Jason told me that Reagan was interested, although this was before he became president and enacted his own immigration plan in 1986, which was straight amnesty. Chavez, he said, was more concerned with conditions in the fields than with the legal status of immigrants, partly because many farm workers come on contract. Waxman, who was a prolific legislator, liked Jason’s ideas and encouraged him to “think big.”
The ITIG plan is put forward in a detailed report on the Web, complete with revenue projections in graphs and charts.
Jason has worked as a tax consultant, an IRS agent and a farmer in Mexico, where he helped establish a honeydew melon farm near Puerto Vallarta. The farm has three missions: produce and export melons (350 tons in 2014), teach the local farmers better practices, and end the incentive to leave.
What frustrates Jason is the difficulty he has had in getting his ideas circulated in the immigration debate. Although the report by ITIG is detailed and clearly represents an important new dimension in the debate, it has not yet gotten traction in Congress nor, more surprisingly, among immigrant advocacy groups.
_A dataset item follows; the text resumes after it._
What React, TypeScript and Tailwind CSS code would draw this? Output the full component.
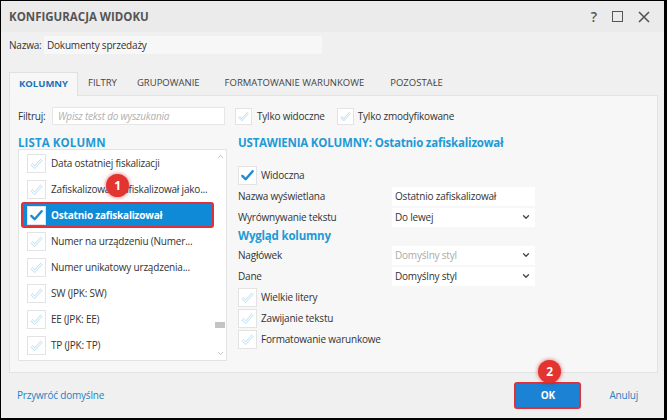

The plan, under which workers would get a 10-year work permit, get drivers licenses where states allow it, and travel freely between the United States and their country of origin. It would also convey the benefits enjoyed by American families on the immigrant family, such as education and the protections of the law.
Jason is using his own resources to push the plan. “It is not a panacea, but a practical way to get people out of the shadows and into the economy,” he says.
He sees his plan as the solution not to the whole immigration dilemma but as a recognition of reality; as a way of protecting society from the cost of a shadow population. Jason believes it creates an asset where there is a liability — but real legal status is not changed.
Jason told me his wife fell in love with him because “she said I liked to fix things.”
Immigration is a big job for a handyman, but Mark Jason is at work.